━━ Data ━━

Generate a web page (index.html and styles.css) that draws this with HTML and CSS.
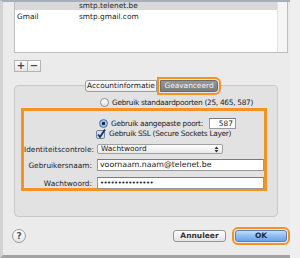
FILE: index.html
```html
<!DOCTYPE html>
<html lang="nl">
<head>
    <meta charset="UTF-8">
    <title>SMTP-server</title>
    <link rel="stylesheet" href="styles.css">
</head>
<body>

<div class="window">
    <div class="list">
        <div class="rows">
            <div class="row row-head">
                <span class="col-name"></span>
                <span class="col-server">smtp.telenet.be</span>
            </div>
            <div class="row">
                <span class="col-name">Gmail</span>
                <span class="col-server">smtp.gmail.com</span>
            </div>
        </div>
        <div class="scroll"></div>
    </div>

    <div class="pm">
        <span class="pm-btn">+</span>
        <span class="pm-btn">&minus;</span>
    </div>

    <div class="tabs">
        <span class="tab">Accountinformatie</span>
        <span class="tab tab-on">Geavanceerd</span>
    </div>

    <div class="panel">
        <div class="opt opt-top">
            <span class="radio"></span>
            Gebruik standaardpoorten (25, 465, 587)
        </div>

        <div class="mark">
            <div class="opt">
                <span class="radio radio-on"></span>
                Gebruik aangepaste poort:
                <span class="field port">587</span>
            </div>
            <div class="opt opt-ssl">
                <svg class="check" width="10" height="10" viewBox="0 0 10 10">
                    <rect x="0.5" y="1.5" width="8" height="8" rx="1.5" fill="#cfe0f4" stroke="#6f86a6"/>
                    <path d="M2 5.5 L4 8 L9 0.5" fill="none" stroke="#1d3457" stroke-width="1.8"/>
                </svg>
                Gebruik SSL (Secure Sockets Layer)
            </div>
            <div class="form-row form-select">
                <span class="label">Identiteitscontrole:</span>
                <span class="select">
                    Wachtwoord
                    <svg class="arrows" width="5" height="7" viewBox="0 0 5 7">
                        <path d="M0.5 3 L2.5 0.5 L4.5 3 Z M0.5 4 L2.5 6.5 L4.5 4 Z" fill="#333"/>
                    </svg>
                </span>
            </div>
            <div class="form-row form-user">
                <span class="label">Gebruikersnaam:</span>
                <span class="field wide">voornaam.naam@telenet.be</span>
            </div>
            <div class="form-row form-pass">
                <span class="label">Wachtwoord:</span>
                <span class="field wide dots">&bull;&bull;&bull;&bull;&bull;&bull;&bull;&bull;&bull;&bull;&bull;&bull;&bull;&bull;&bull;</span>
            </div>
        </div>
    </div>

    <div class="footer">
        <span class="help">?</span>
        <span class="btn">Annuleer</span>
        <span class="btn btn-ok">OK</span>
    </div>
</div>

</body>
</html>
```

FILE: styles.css
```css
body {
    margin: 0;
    width: 300px;
    height: 258px;
    overflow: hidden;
    background-color: #efefef;
    font-family: "DejaVu Sans", Verdana, sans-serif;
    font-size: 7.4px;
    color: #222;
}

.window {
    width: 274px;
    height: 253px;
    padding: 0 2px 0 11px;
    background-color: #ebebeb;
    border-top: 2px solid #a7afbd;
    border-left: 3px solid #d3d3d3;
    border-bottom: 3px solid #a2a2a2;
    display: flex;
    flex-direction: column;
}

/* server list */

.list {
    height: 50px;
    flex-shrink: 0;
    display: flex;
    background-color: #fff;
    border: 1px solid #bdbdbd;
    border-top: none;
}

.rows {
    flex: 1;
}

.row {
    display: flex;
    height: 14px;
    line-height: 14px;
}

.row-head {
    height: 8px;
    line-height: 7px;
    background-color: #d9d9d9;
}

.col-name {
    width: 62px;
    padding-left: 2px;
}

.scroll {
    width: 9px;
    background-color: #f5f5f5;
    border-left: 1px solid #e2e2e2;
}

.pm {
    display: flex;
    margin-top: 7px;
}

.pm-btn {
    width: 12px;
    height: 10px;
    line-height: 10px;
    text-align: center;
    font-size: 10px;
    font-weight: bold;
    color: #444;
    background: linear-gradient(#fdfdfd, #e6e6e6);
    border: 1px solid #b3b3b3;
}

.pm-btn + .pm-btn {
    border-left: none;
}

/* tabs */

.tabs {
    display: flex;
    margin-top: 8px;
    padding-left: 71px;
    height: 11px;
    position: relative;
    z-index: 1;
}

.tab {
    width: 70px;
    height: 10px;
    line-height: 10px;
    text-align: center;
    background: linear-gradient(#ffffff, #ececec);
    border: 1px solid #9d9d9d;
    border-radius: 3px 0 0 3px;
}

.tab-on {
    margin-left: 3px;
    width: 56px;
    color: #f4f4f4;
    background: linear-gradient(#979797, #7c7c7c);
    border-color: #6c6c6c;
    border-radius: 0 3px 3px 0;
    outline: 2px solid #f39324;
    outline-offset: 1px;
}

.panel {
    margin-top: -6px;
    flex-shrink: 0;
    padding-top: 12px;
    box-sizing: border-box;
    height: 132px;
    width: 264px;
    background-color: #e2e2e2;
    border: 1px solid #c9c9c9;
    border-radius: 4px;
}

/* options */

.opt {
    display: flex;
    align-items: center;
    height: 9px;
    padding-left: 75px;
    white-space: nowrap;
    letter-spacing: -0.3px;
}

.opt-top {
    padding-left: 85px;
}

.radio {
    width: 7px;
    height: 7px;
    margin-right: 3px;
    border: 1px solid #8f8f8f;
    border-radius: 50%;
    background: linear-gradient(#ffffff, #e4e4e4);
}

.radio-on {
    background: radial-gradient(circle, #17294a 0 1.4px, #a7c7ef 1.8px, #6d9bd8 100%);
    border-color: #5673a0;
}

.mark {
    margin: 1px 0 0 6px;
    width: 246px;
    height: 83px;
    box-sizing: border-box;
    padding-top: 8px;
    border: 3px solid #f39324;
}

.port {
    width: 21px;
    height: 9px;
    margin-left: 6px;
    text-align: right;
    letter-spacing: 0;
}

.opt-ssl {
    margin-top: 1px;
    padding-left: 72px;
}

.check {
    margin-right: 3px;
}

.form-row {
    display: flex;
    align-items: center;
    white-space: nowrap;
}

.form-select {
    margin-top: 6px;
}

.form-user {
    margin-top: 5px;
}

.form-pass {
    margin-top: 6px;
}

.label {
    width: 68px;
    margin-right: 5px;
    text-align: right;
}

.select {
    width: 118px;
    height: 8px;
    line-height: 8px;
    padding: 0 3px;
    display: flex;
    justify-content: space-between;
    align-items: center;
    background: linear-gradient(#ffffff, #e8e8e8);
    border: 1px solid #a0a0a0;
    border-radius: 2px;
}

.field {
    height: 9px;
    line-height: 9px;
    padding: 0 2px;
    background-color: #fff;
    border: 1px solid #9a9a9a;
    border-top-color: #7a7a7a;
}

.wide {
    width: 161px;
    height: 10px;
    line-height: 10px;
    padding: 0 2px;
    font-size: 7.8px;
}

.dots {
    font-size: 7px;
    letter-spacing: -0.6px;
}

/* footer */

.footer {
    display: flex;
    align-items: center;
    margin-top: 12px;
}

.help {
    width: 12px;
    height: 12px;
    margin-left: -2px;
    line-height: 12px;
    text-align: center;
    font-size: 9px;
    font-weight: bold;
    color: #555;
    background: linear-gradient(#ffffff, #e6e6e6);
    border: 1px solid #9a9a9a;
    border-radius: 50%;
}

.btn {
    margin-left: auto;
    width: 51px;
    height: 10px;
    line-height: 10px;
    text-align: center;
    font-size: 7.5px;
    font-weight: bold;
    color: #333;
    background: linear-gradient(#ffffff, #e2e2e2);
    border: 1px solid #959595;
    border-radius: 3px;
}

.btn-ok {
    margin-left: 9px;
    margin-right: 1px;
    width: 50px;
    color: #1b2a40;
    background: linear-gradient(#c5defa, #8dbcf0 50%, #6aa4e8);
    border-color: #5b7fb3;
    outline: 2px solid #f39324;
    outline-offset: 1px;
}
```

━━━

Set the listing down in full and exactly. Pictures within it should not appear in the copy.

■ Exercise output ■
Generate a web page (index.html and styles.css) that draws this with HTML and CSS.
FILE: index.html
```html
<!DOCTYPE html>
<html lang="nl">
<head>
    <meta charset="UTF-8">
    <title>SMTP-server</title>
    <link rel="stylesheet" href="styles.css">
</head>
<body>

<div class="window">
    <div class="list">
        <div class="rows">
            <div class="row row-head">
                <span class="col-name"></span>
                <span class="col-server">smtp.telenet.be</span>
            </div>
            <div class="row">
                <span class="col-name">Gmail</span>
                <span class="col-server">smtp.gmail.com</span>
            </div>
        </div>
        <div class="scroll"></div>
    </div>

    <div class="pm">
        <span class="pm-btn">+</span>
        <span class="pm-btn">&minus;</span>
    </div>

    <div class="tabs">
        <span class="tab">Accountinformatie</span>
        <span class="tab tab-on">Geavanceerd</span>
    </div>

    <div class="panel">
        <div class="opt opt-top">
            <span class="radio"></span>
            Gebruik standaardpoorten (25, 465, 587)
        </div>

        <div class="mark">
            <div class="opt">
                <span class="radio radio-on"></span>
                Gebruik aangepaste poort:
                <span class="field port">587</span>
            </div>
            <div class="opt opt-ssl">
                <svg class="check" width="10" height="10" viewBox="0 0 10 10">
                    <rect x="0.5" y="1.5" width="8" height="8" rx="1.5" fill="#cfe0f4" stroke="#6f86a6"/>
                    <path d="M2 5.5 L4 8 L9 0.5" fill="none" stroke="#1d3457" stroke-width="1.8"/>
                </svg>
                Gebruik SSL (Secure Sockets Layer)
            </div>
            <div class="form-row form-select">
                <span class="label">Identiteitscontrole:</span>
                <span class="select">
                    Wachtwoord
                    <svg class="arrows" width="5" height="7" viewBox="0 0 5 7">
                        <path d="M0.5 3 L2.5 0.5 L4.5 3 Z M0.5 4 L2.5 6.5 L4.5 4 Z" fill="#333"/>
                    </svg>
                </span>
            </div>
            <div class="form-row form-user">
                <span class="label">Gebruikersnaam:</span>
                <span class="field wide">voornaam.naam@telenet.be</span>
            </div>
            <div class="form-row form-pass">
                <span class="label">Wachtwoord:</span>
                <span class="field wide dots">&bull;&bull;&bull;&bull;&bull;&bull;&bull;&bull;&bull;&bull;&bull;&bull;&bull;&bull;&bull;</span>
            </div>
        </div>
    </div>

    <div class="footer">
        <span class="help">?</span>
        <span class="btn">Annuleer</span>
        <span class="btn btn-ok">OK</span>
    </div>
</div>

</body>
</html>
```

FILE: styles.css
```css
body {
    margin: 0;
    width: 300px;
    height: 258px;
    overflow: hidden;
    background-color: #efefef;
    font-family: "DejaVu Sans", Verdana, sans-serif;
    font-size: 7.4px;
    color: #222;
}

.window {
    width: 274px;
    height: 253px;
    padding: 0 2px 0 11px;
    background-color: #ebebeb;
    border-top: 2px solid #a7afbd;
    border-left: 3px solid #d3d3d3;
    border-bottom: 3px solid #a2a2a2;
    display: flex;
    flex-direction: column;
}

/* server list */

.list {
    height: 50px;
    flex-shrink: 0;
    display: flex;
    background-color: #fff;
    border: 1px solid #bdbdbd;
    border-top: none;
}

.rows {
    flex: 1;
}

.row {
    display: flex;
    height: 14px;
    line-height: 14px;
}

.row-head {
    height: 8px;
    line-height: 7px;
    background-color: #d9d9d9;
}

.col-name {
    width: 62px;
    padding-left: 2px;
}

.scroll {
    width: 9px;
    background-color: #f5f5f5;
    border-left: 1px solid #e2e2e2;
}

.pm {
    display: flex;
    margin-top: 7px;
}

.pm-btn {
    width: 12px;
    height: 10px;
    line-height: 10px;
    text-align: center;
    font-size: 10px;
    font-weight: bold;
    color: #444;
    background: linear-gradient(#fdfdfd, #e6e6e6);
    border: 1px solid #b3b3b3;
}

.pm-btn + .pm-btn {
    border-left: none;
}

/* tabs */

.tabs {
    display: flex;
    margin-top: 8px;
    padding-left: 71px;
    height: 11px;
    position: relative;
    z-index: 1;
}

.tab {
    width: 70px;
    height: 10px;
    line-height: 10px;
    text-align: center;
    background: linear-gradient(#ffffff, #ececec);
    border: 1px solid #9d9d9d;
    border-radius: 3px 0 0 3px;
}

.tab-on {
    margin-left: 3px;
    width: 56px;
    color: #f4f4f4;
    background: linear-gradient(#979797, #7c7c7c);
    border-color: #6c6c6c;
    border-radius: 0 3px 3px 0;
    outline: 2px solid #f39324;
    outline-offset: 1px;
}

.panel {
    margin-top: -6px;
    flex-shrink: 0;
    padding-top: 12px;
    box-sizing: border-box;
    height: 132px;
    width: 264px;
    background-color: #e2e2e2;
    border: 1px solid #c9c9c9;
    border-radius: 4px;
}

/* options */

.opt {
    display: flex;
    align-items: center;
    height: 9px;
    padding-left: 75px;
    white-space: nowrap;
    letter-spacing: -0.3px;
}

.opt-top {
    padding-left: 85px;
}

.radio {
    width: 7px;
    height: 7px;
    margin-right: 3px;
    border: 1px solid #8f8f8f;
    border-radius: 50%;
    background: linear-gradient(#ffffff, #e4e4e4);
}

.radio-on {
    background: radial-gradient(circle, #17294a 0 1.4px, #a7c7ef 1.8px, #6d9bd8 100%);
    border-color: #5673a0;
}

.mark {
    margin: 1px 0 0 6px;
    width: 246px;
    height: 83px;
    box-sizing: border-box;
    padding-top: 8px;
    border: 3px solid #f39324;
}

.port {
    width: 21px;
    height: 9px;
    margin-left: 6px;
    text-align: right;
    letter-spacing: 0;
}

.opt-ssl {
    margin-top: 1px;
    padding-left: 72px;
}

.check {
    margin-right: 3px;
}

.form-row {
    display: flex;
    align-items: center;
    white-space: nowrap;
}

.form-select {
    margin-top: 6px;
}

.form-user {
    margin-top: 5px;
}

.form-pass {
    margin-top: 6px;
}

.label {
    width: 68px;
    margin-right: 5px;
    text-align: right;
}

.select {
    width: 118px;
    height: 8px;
    line-height: 8px;
    padding: 0 3px;
    display: flex;
    justify-content: space-between;
    align-items: center;
    background: linear-gradient(#ffffff, #e8e8e8);
    border: 1px solid #a0a0a0;
    border-radius: 2px;
}

.field {
    height: 9px;
    line-height: 9px;
    padding: 0 2px;
    background-color: #fff;
    border: 1px solid #9a9a9a;
    border-top-color: #7a7a7a;
}

.wide {
    width: 161px;
    height: 10px;
    line-height: 10px;
    padding: 0 2px;
    font-size: 7.8px;
}

.dots {
    font-size: 7px;
    letter-spacing: -0.6px;
}

/* footer */

.footer {
    display: flex;
    align-items: center;
    margin-top: 12px;
}

.help {
    width: 12px;
    height: 12px;
    margin-left: -2px;
    line-height: 12px;
    text-align: center;
    font-size: 9px;
    font-weight: bold;
    color: #555;
    background: linear-gradient(#ffffff, #e6e6e6);
    border: 1px solid #9a9a9a;
    border-radius: 50%;
}

.btn {
    margin-left: auto;
    width: 51px;
    height: 10px;
    line-height: 10px;
    text-align: center;
    font-size: 7.5px;
    font-weight: bold;
    color: #333;
    background: linear-gradient(#ffffff, #e2e2e2);
    border: 1px solid #959595;
    border-radius: 3px;
}

.btn-ok {
    margin-left: 9px;
    margin-right: 1px;
    width: 50px;
    color: #1b2a40;
    background: linear-gradient(#c5defa, #8dbcf0 50%, #6aa4e8);
    border-color: #5b7fb3;
    outline: 2px solid #f39324;
    outline-offset: 1px;
}
```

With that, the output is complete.